Have you ever seen JESUS CAMP? That is one powerful documentary. There is no narration or explicative text, very little direct interviews too. All you got is direct, unadulterated footage from a Bible Camp and the choice to be freaked out or inspired. I was interested in DETROPIA before knowing JESUS CAMP'S directed Heidi Ewing and Rachel Grady were behind it. I love economic documentaries and think that when they are well made, they always leave you more aware of what's going on around you. DETROPIA is not different, although it's not the most cohesive piece of cinema ever conceived and that it's undeniably flawed.
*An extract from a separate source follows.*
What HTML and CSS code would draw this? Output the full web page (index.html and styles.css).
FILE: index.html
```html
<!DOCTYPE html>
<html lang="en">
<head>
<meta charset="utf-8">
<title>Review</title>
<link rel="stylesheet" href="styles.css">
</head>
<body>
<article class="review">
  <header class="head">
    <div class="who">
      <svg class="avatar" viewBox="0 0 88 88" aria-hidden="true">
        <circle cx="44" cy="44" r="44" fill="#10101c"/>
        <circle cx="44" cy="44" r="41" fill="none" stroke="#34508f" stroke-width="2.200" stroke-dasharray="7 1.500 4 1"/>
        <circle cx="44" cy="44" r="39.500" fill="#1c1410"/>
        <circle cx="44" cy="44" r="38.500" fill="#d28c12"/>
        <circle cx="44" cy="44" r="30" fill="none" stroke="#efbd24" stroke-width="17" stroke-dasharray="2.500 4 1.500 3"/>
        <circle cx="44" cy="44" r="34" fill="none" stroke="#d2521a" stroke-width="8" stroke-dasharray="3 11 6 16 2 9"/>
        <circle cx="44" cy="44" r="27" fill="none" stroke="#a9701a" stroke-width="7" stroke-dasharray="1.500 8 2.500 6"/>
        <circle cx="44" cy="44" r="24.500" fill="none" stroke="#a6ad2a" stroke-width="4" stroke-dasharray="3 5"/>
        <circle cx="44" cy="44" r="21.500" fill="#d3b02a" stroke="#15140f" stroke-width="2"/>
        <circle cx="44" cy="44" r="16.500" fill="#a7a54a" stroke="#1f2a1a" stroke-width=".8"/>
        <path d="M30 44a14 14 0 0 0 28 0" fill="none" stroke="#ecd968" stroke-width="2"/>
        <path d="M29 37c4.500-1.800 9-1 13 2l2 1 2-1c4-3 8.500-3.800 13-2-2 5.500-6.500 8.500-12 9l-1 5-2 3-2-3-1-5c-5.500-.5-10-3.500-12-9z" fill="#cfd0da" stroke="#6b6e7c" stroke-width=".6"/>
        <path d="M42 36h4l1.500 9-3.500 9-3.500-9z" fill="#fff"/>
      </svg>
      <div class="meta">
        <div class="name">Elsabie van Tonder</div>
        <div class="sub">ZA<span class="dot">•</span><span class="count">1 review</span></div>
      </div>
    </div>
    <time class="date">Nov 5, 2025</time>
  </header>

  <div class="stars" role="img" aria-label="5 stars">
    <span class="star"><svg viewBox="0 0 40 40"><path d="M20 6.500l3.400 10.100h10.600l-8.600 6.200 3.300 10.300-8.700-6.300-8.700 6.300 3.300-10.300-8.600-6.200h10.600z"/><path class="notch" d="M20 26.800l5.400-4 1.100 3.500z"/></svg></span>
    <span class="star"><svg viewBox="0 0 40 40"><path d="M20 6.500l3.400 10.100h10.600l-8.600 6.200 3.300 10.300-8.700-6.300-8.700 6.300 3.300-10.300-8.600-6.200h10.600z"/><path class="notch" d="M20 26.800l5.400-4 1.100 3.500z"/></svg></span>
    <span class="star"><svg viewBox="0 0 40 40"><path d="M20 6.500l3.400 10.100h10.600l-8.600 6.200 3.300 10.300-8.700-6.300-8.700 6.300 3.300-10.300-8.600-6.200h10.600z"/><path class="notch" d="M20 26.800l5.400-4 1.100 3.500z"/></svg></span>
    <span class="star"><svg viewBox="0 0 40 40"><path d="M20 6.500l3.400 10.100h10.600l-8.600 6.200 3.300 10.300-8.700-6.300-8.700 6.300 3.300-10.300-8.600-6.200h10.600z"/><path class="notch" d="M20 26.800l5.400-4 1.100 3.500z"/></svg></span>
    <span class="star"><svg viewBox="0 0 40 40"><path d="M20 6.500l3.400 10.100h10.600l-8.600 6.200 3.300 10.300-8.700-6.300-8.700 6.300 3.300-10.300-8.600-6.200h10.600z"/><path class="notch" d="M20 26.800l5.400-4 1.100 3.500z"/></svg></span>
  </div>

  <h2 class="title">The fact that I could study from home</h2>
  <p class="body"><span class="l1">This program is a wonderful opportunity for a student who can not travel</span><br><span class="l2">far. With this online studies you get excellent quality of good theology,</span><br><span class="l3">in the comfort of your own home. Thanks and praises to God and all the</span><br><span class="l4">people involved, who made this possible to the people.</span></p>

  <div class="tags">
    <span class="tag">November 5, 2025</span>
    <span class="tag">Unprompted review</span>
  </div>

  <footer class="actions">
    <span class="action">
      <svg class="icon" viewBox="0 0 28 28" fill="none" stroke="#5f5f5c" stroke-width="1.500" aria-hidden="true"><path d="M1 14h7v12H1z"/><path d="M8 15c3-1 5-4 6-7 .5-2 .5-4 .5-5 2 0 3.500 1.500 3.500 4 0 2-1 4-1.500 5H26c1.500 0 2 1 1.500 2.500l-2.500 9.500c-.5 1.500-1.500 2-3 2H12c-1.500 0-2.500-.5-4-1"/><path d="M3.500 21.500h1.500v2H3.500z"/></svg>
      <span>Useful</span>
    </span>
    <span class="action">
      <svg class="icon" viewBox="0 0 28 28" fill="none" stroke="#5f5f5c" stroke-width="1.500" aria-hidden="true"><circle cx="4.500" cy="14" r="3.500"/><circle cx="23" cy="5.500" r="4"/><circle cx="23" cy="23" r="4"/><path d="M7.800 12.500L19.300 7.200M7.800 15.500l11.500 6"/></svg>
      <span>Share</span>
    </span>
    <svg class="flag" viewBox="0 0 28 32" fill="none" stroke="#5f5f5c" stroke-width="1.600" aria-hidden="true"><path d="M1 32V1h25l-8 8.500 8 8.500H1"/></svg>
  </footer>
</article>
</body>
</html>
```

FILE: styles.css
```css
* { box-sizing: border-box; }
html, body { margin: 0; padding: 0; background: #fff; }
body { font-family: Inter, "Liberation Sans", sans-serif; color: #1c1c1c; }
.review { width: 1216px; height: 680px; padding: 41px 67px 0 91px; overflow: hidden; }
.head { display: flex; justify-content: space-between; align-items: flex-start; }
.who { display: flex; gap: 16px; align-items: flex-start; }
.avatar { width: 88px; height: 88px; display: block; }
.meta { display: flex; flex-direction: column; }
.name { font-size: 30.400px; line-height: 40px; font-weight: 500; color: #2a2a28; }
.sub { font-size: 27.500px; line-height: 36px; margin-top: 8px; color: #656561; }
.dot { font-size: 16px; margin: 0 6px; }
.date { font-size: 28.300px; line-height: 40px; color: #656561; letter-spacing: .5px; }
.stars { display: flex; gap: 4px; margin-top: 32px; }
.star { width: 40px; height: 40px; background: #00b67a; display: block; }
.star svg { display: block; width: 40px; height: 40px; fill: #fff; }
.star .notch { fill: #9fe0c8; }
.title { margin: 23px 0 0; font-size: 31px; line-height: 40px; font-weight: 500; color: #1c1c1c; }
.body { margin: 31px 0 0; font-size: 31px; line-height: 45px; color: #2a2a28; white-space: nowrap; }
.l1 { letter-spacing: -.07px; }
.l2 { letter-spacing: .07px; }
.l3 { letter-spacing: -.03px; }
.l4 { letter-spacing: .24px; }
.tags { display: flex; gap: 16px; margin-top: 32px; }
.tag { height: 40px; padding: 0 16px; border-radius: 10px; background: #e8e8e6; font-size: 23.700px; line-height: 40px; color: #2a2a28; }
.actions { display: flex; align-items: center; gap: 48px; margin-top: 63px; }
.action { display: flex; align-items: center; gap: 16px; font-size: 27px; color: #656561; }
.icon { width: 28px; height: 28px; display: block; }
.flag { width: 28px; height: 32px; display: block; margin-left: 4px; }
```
Also, it exposes the reality of the current economic hardship rather than its causes. So you know, get ready to be depressed, not angry.
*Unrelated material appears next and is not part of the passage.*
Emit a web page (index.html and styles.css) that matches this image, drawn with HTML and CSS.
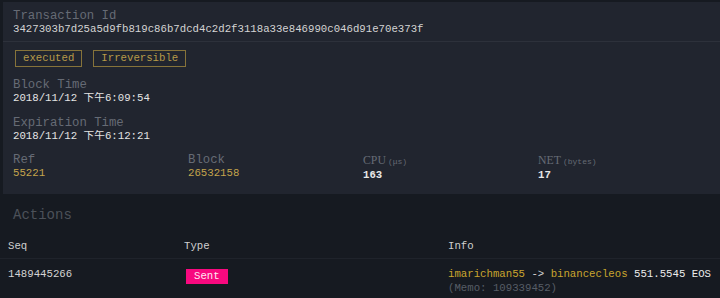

DETROPIA is greater than the sum of its parts, but not by much. Because if you start breaking it down point by point, it doesn't make much sense. For example, there is about ten, maybe fifteen minutes of opera footage. It doesn't bring anything to the movie. If it's supposed to be a metaphor, it doesn't work. If it was meant to be heightening the desired mood, it's way too obtrusive to be successful. Also, there is this desire to give a complete portrait of the city's woes and picks several subject that don't complement each other. The automobile workers and the bar owner are two complementary pieces, but the young, struggling artists, the video blogger and the other subjects of DETROPIA don't really add to the meaning of the movie. Their shared struggle (the "downsizing" of the city) is not thoroughly explained or focused upon. I still don't really understand it.
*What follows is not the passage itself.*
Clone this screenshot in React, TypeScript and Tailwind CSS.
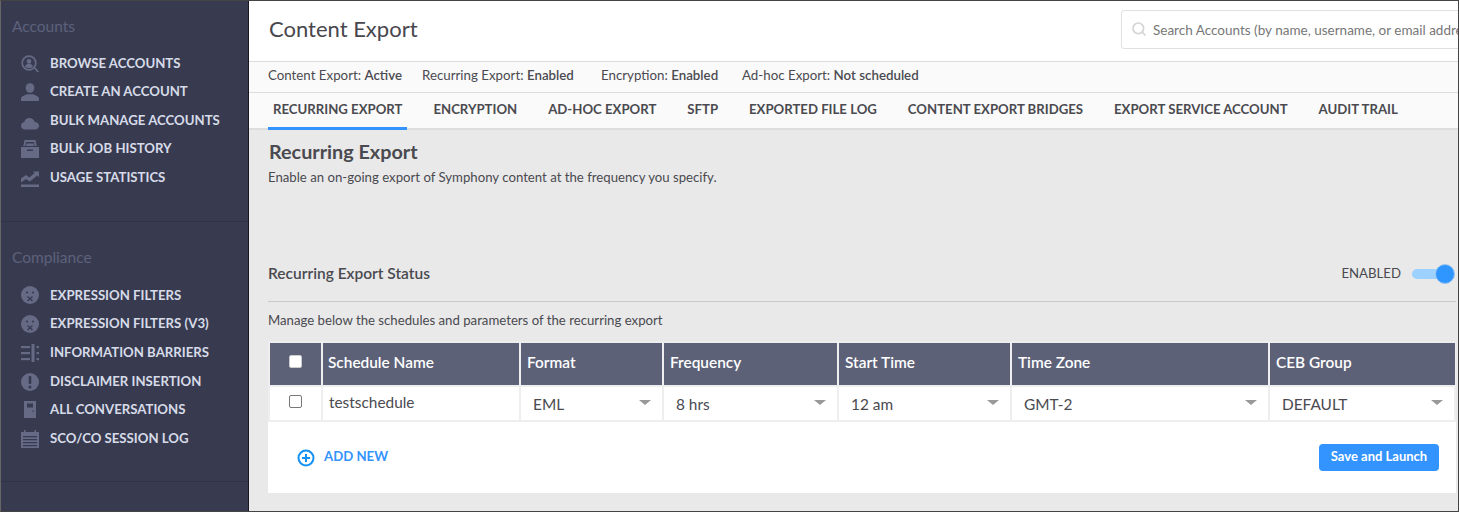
import { Search } from 'lucide-react'
import type { ReactNode } from 'react'

const ic = 'w-[18px] h-[18px] text-[#666a85] fill-current shrink-0'

const BrowseIcon = () => (
  <svg viewBox="0 0 18 18" className={ic}>
    <circle cx="8" cy="8" r="6.8" fill="none" stroke="currentColor" strokeWidth="1.7" />
    <circle cx="8" cy="6.4" r="2.3" />
    <path d="M4 11.6c.5-2 2-2.6 4-2.6s3.500.6 4 2.600c-1 1-2.500 1.500-4 1.500s-3-.5-4-1.500z" />
    <path d="M12.600 13l1.200-1 4.200 4.600-1.400 1z" />
  </svg>
)
const PersonIcon = () => (
  <svg viewBox="0 0 18 18" className={ic}>
    <ellipse cx="9" cy="5" rx="4.300" ry="4.800" />
    <path d="M0 18v-2.500c0-2 2.500-3 6-4.300h6c3.500 1.300 6 2.300 6 4.300V18z" />
  </svg>
)
const CloudIcon = () => (
  <svg viewBox="0 0 18 18" className={ic}>
    <path d="M4 17.500c-2.400 0-4-1.700-4-3.700 0-2 1.400-3.400 3.200-3.600C3.800 7.600 6 6 8.500 6c2.600 0 4.700 1.700 5.200 4 2.500.1 4.300 1.700 4.300 3.800 0 2-1.700 3.700-4 3.700z" />
  </svg>
)
const ArchiveIcon = () => (
  <svg viewBox="0 0 18 18" className={ic}>
    <path d="M3.500 0h11l1.200 6h-2L13 2H5l-.7 4h-2z" />
    <path d="M5.500 3.500h7l.4 2.500H5.100z" />
    <path fillRule="evenodd" d="M0 7h18v11H0zM6 9.500v1.500h6V9.500z" />
  </svg>
)
const ChartIcon = () => (
  <svg viewBox="0 0 18 18" className={ic}>
    <path d="M0 9.500l5-3.500 3.500 2.500L13.500 4 12 2.500h6v5.500l-1.700-1.600-7.500 6.200L5 10l-5 3.500z" />
    <rect x="0" y="15.500" width="18" height="2.500" />
  </svg>
)
const FaceIcon = () => (
  <svg viewBox="0 0 18 18" className={ic}>
    <circle cx="9" cy="9" r="9" />
    <circle cx="6" cy="6.500" r="1.100" fill="#383b50" />
    <circle cx="12" cy="6.500" r="1.100" fill="#383b50" />
    <path d="M6.500 10.500l5 4.500M11.500 10.500l-5 4.500" stroke="#383b50" strokeWidth="1.300" />
  </svg>
)
const BarrierIcon = () => (
  <svg viewBox="0 0 18 18" className={ic}>
    <rect x="0" y="2" width="9" height="2.200" />
    <rect x="0" y="8" width="9" height="2.200" />
    <rect x="0" y="14" width="9" height="2.200" />
    <rect x="10.500" y="0" width="3" height="18" />
    <rect x="15.500" y="2" width="2.500" height="2.200" />
    <rect x="15.500" y="8" width="2.500" height="2.200" />
    <rect x="15.500" y="14" width="2.500" height="2.200" />
  </svg>
)
const AlertIcon = () => (
  <svg viewBox="0 0 18 18" className={ic}>
    <circle cx="9" cy="9" r="9" />
    <rect x="7.700" y="3" width="2.600" height="8" rx="1" fill="#383b50" />
    <circle cx="9" cy="14" r="1.500" fill="#383b50" />
  </svg>
)
const DoorIcon = () => (
  <svg viewBox="0 0 18 18" className={ic}>
    <path fillRule="evenodd" d="M3 0h12v17H3zM6 2.500v4h6v-4zM11.500 9.500v1.300h1.500V9.500z" />
  </svg>
)
const LogIcon = () => (
  <svg viewBox="0 0 18 18" className={ic}>
    <path fillRule="evenodd" d="M0 2h3V0h1.500v2h9V0H15v2h3v16H0zM2 6v1.300h14V6zM2 9v1.300h14V9zM2 12v1.300h14V12zM2 15v1.300h14V15z" />
  </svg>
)

const accounts: [string, ReactNode][] = [
  ['Browse Accounts', <BrowseIcon />],
  ['Create an Account', <PersonIcon />],
  ['Bulk Manage Accounts', <CloudIcon />],
  ['Bulk Job History', <ArchiveIcon />],
  ['Usage Statistics', <ChartIcon />],
]

const compliance: [string, ReactNode][] = [
  ['Expression Filters', <FaceIcon />],
  ['Expression Filters (V3)', <FaceIcon />],
  ['Information Barriers', <BarrierIcon />],
  ['Disclaimer Insertion', <AlertIcon />],
  ['All Conversations', <DoorIcon />],
  ['SCO/CO Session Log', <LogIcon />],
]

const tabs = ['Recurring Export', 'Encryption', 'Ad-hoc Export', 'SFTP', 'Exported File Log', 'Content Export Bridges', 'Export Service Account', 'Audit Trail']

const statuses = [
  { label: 'Content Export:', value: 'Active', w: 'w-[154px]' },
  { label: 'Recurring Export:', value: 'Enabled', w: 'w-[179px]' },
  { label: 'Encryption:', value: 'Enabled', w: 'w-[141px]' },
  { label: 'Ad-hoc Export:', value: 'Not scheduled', w: 'w-[200px]' },
]

const columns = [
  { name: 'Schedule Name', value: 'testschedule', w: 'w-[198px]', text: true },
  { name: 'Format', value: 'EML', w: 'w-[143px]' },
  { name: 'Frequency', value: '8 hrs', w: 'w-[175px]' },
  { name: 'Start Time', value: '12 am', w: 'w-[173px]' },
  { name: 'Time Zone', value: 'GMT-2', w: 'w-[258px]' },
  { name: 'CEB Group', value: 'DEFAULT', w: 'w-[184px]' },
]

function NavGroup({ title, items, box, gap, row }: { title: string; items: [string, ReactNode][]; box: string; gap: string; row: string }) {
  return (
    <div className={`${box} border-b border-[#30324a] pl-[11px] pt-[15px]`}>
      <h3 className={`text-[15.500px] leading-[20px] text-[#5d617c] ${gap}`}>{title}</h3>
      <ul className="pl-[9px]">
        {items.map(([label, icon]) => (
          <li key={label} className={`${row} flex items-center gap-[11px]`}>
            {icon}
            <span className="text-[13.200px] font-bold uppercase text-[#d7dbe8] whitespace-nowrap">{label}</span>
          </li>
        ))}
      </ul>
    </div>
  )
}

export default function App() {
  return (
    <div className="w-[1459px] h-[512px] overflow-hidden flex border border-[#444] border-l-[#666] font-['Lato',sans-serif] text-[#4a4a50]">
      {/* Sidebar */}
      <aside className="w-[248px] shrink-0 bg-[#383b50] border-r border-[#16171f]">
        <NavGroup title="Accounts" items={accounts} box="h-[221px]" gap="mb-[13.350px]" row="h-[28.500px]" />
        <div className="pt-[10px]">
          <NavGroup title="Compliance" items={compliance} box="h-[250px]" gap="mb-[14.150px]" row="h-[28.700px]" />
        </div>
      </aside>

      <main className="flex-1 min-w-0 bg-[#e9e9e9]">
        {/* Header */}
        <div className="h-[61px] bg-white border-b border-[#dcdcdc] flex items-center justify-between pl-[20px]">
          <h1 className="text-[22px] text-[#47474d] mb-[6px]">Content Export</h1>
          <div className="w-[340px] h-[39px] -mr-[3px] mt-[-4px] border border-[#e0e0e0] rounded-l-[3px] flex items-center pl-[9px] gap-[6px] overflow-hidden">
            <Search strokeWidth={2.5} className="w-[16px] h-[16px] text-[#d4d4d4] shrink-0" />
            <span className="text-[13.500px] text-[#777] whitespace-nowrap pt-[2px]">Search Accounts (by name, username, or email address)</span>
          </div>
        </div>

        {/* Status */}
        <div className="h-[31px] bg-[#fafafa] border-b border-[#dcdcdc] flex items-center pl-[19px] pb-[2px] text-[13.300px]">
          {statuses.map(s => (
            <div key={s.label} className={`${s.w} whitespace-nowrap`}>
              {s.label} <span className="font-semibold">{s.value}</span>
            </div>
          ))}
        </div>

        {/* Tabs */}
        <div className="h-[37px] bg-[#fafafa] border-b-2 border-[#dedede] flex pl-[19px] gap-[21px]">
          {tabs.map((t, i) => (
            <div
              key={t}
              className={`h-[37px] px-[5px] pt-[7px] text-[13.180px] font-bold uppercase whitespace-nowrap ${i === 0 ? 'border-b-[3px] border-[#3393ff]' : ''}`}
            >
              {t}
            </div>
          ))}
        </div>

        {/* Recurring export */}
        <section className="pl-[19px] pr-[2px]">
          <h2 className="text-[19.800px] font-bold leading-[24px] mt-[9px] ml-[1px]">Recurring Export</h2>
          <p className="text-[13.200px] leading-[18px] mt-[5px]">Enable an on-going export of Symphony content at the frequency you specify.</p>

          <div className="mt-[75px] h-[41px] border-b border-[#c9c9c9] flex items-start justify-between">
            <span className="text-[15.500px] font-semibold mt-[1px]">Recurring Export Status</span>
            <div className="flex items-center gap-[11px] mt-[3px]">
              <span className="text-[13.200px]">ENABLED</span>
              <div className="relative w-[44px] h-[10px]">
                <div className="absolute left-0 top-0 w-[40px] h-[10px] rounded-full bg-[#9dd1ff]" />
                <div className="absolute right-[1px] top-[-5px] w-[20px] h-[20px] rounded-full bg-[#2f95ff] border border-[#9dc7f0]" />
              </div>
            </div>
          </div>

          <p className="text-[13.200px] leading-[18px] mt-[9px]">Manage below the schedules and parameters of the recurring export</p>

          <div className="mt-[12px] w-[1188px] bg-white">
            <div className="bg-[#eeeeee] p-[2px] pr-[1px]">
              {/* Header row */}
              <div className="flex h-[42px] bg-[#5d6178] text-white text-[15.400px] font-semibold">
                <div className="w-[53px] border-r-2 border-[#eee] flex justify-center pt-[12px] pr-[1px]">
                  <span className="w-[13px] h-[13px] bg-white rounded-[2px] border border-[#ccc]" />
                </div>
                {columns.map((c, i) => (
                  <div key={c.name} className={`${c.w} border-r-2 border-[#eee] last:border-r-0 ${i === 0 ? 'pl-[5px]' : 'pl-[6px]'} pb-[2px] flex items-center`}>
                    {c.name}
                  </div>
                ))}
              </div>
              {/* Data row */}
              <div className="flex h-[33px] mt-[2px] gap-[2px] text-[15.400px]">
                <div className="w-[51px] bg-white flex justify-center pt-[8px] pr-[1px]">
                  <span className="w-[13px] h-[13px] bg-white rounded-[2px] border border-[#777]" />
                </div>
                {columns.map(c => (
                  <div key={c.name} className={`${c.w} -mr-[2px] pr-[2px] last:mr-0 last:pr-0`}>
                    <div className="h-full bg-white pl-[6px] flex items-center justify-between pr-[11px]">
                      {c.text ? (
                        <span className="mt-[-1px]">{c.value}</span>
                      ) : (
                        <>
                          <span className="pl-[6px] mt-[3px]">{c.value}</span>
                          <span className="w-0 h-0 border-x-[6px] border-x-transparent border-t-[5px] border-t-[#999] mt-[-3px]" />
                        </>
                      )}
                    </div>
                  </div>
                ))}
              </div>
            </div>

            <div className="h-[71px] flex items-center justify-between pl-[29px] pr-[17px]">
              <div className="flex items-center gap-[9px] text-[#3393ff]">
                <svg viewBox="0 0 18 18" className="w-[18px] h-[18px] fill-none stroke-[#1592f5] stroke-2">
                  <circle cx="9" cy="9" r="7.500" />
                  <path d="M9 5v8M5 9h8" />
                </svg>
                <span className="text-[13.200px] font-bold mt-[-2px]">ADD NEW</span>
              </div>
              <button className="w-[120px] h-[27px] bg-[#3393ff] rounded-[4px] text-white text-[13px] font-bold mt-[-1px]">Save and Launch</button>
            </div>
          </div>
        </section>
      </main>
    </div>
  )
}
The cause of all these hardships to the people of Detroit is what Noam Chomsky called "the hollowing of the economy's core." Basically, we don't manufacture things anymore. It's a way to deprive unions of bargaining power and to use cheap, equally competent labor to maximize profit. What it also does is that it creates a generation of dependent people, who don't know or care about building anything. I thought DETROPIA illustrated that translation to a not-so-great new era, very well. It shows the automobile workers as belonging to another era, as archaic people that didn't adapt to whatever they should've adapted to. This illustrated the hypocrisy of the situation they're caught in, because what they do is still highly in demand. It's just that the boss doesn't want to pay somebody local to do it, because it hurts the year-end bonus.
So, the sad parts are well-developed. It's depressing, sure. But that's what this documentary is about. The downfall of a city that lived off the manufacturing industry. It that regards, it alluded to other mind-bending issues without going into greater depth about it. For example, why all the opera and only a quick word about Detroit shutting down bus services and street lights? I mean, shutting down street lights!!! That's third world right there. Why didn't it have a segment about mayor Kwame Kilpatrick, who hurt his city as much as the next suit-wearing bandit? His name is not even mentioned. Why finishing on a high note? It seems like its a bit narrow minded optimism, considering the film spent over an hour depicting how bad Detroit had become. The performance artists are supposed to incarnate hope, but they moved to Detroit BECAUSE of its profound brokenness. It was Detroit of Baltimore, they said.
What Heidi Ewing and Rachel Grady obviously tried to do here is to tell the story of Detroit's downfall the same way they told the story of Bible Camps. I thought this was a mistake, because the problem is more layered and complex. It's wrapped up in the economic/politic issues plaguing the United States right now. It deserved a more thorough portrait. There is beauty to DETROPIA, but there is an infuriating amount of shortcuts. That was obviously a let down. There are better economic documentaries out there and probably better accounts of Detroit's woes. Truth to be told, I didn't learn much in DETROPIA and it's somewhat a cardinal sin of documentaries.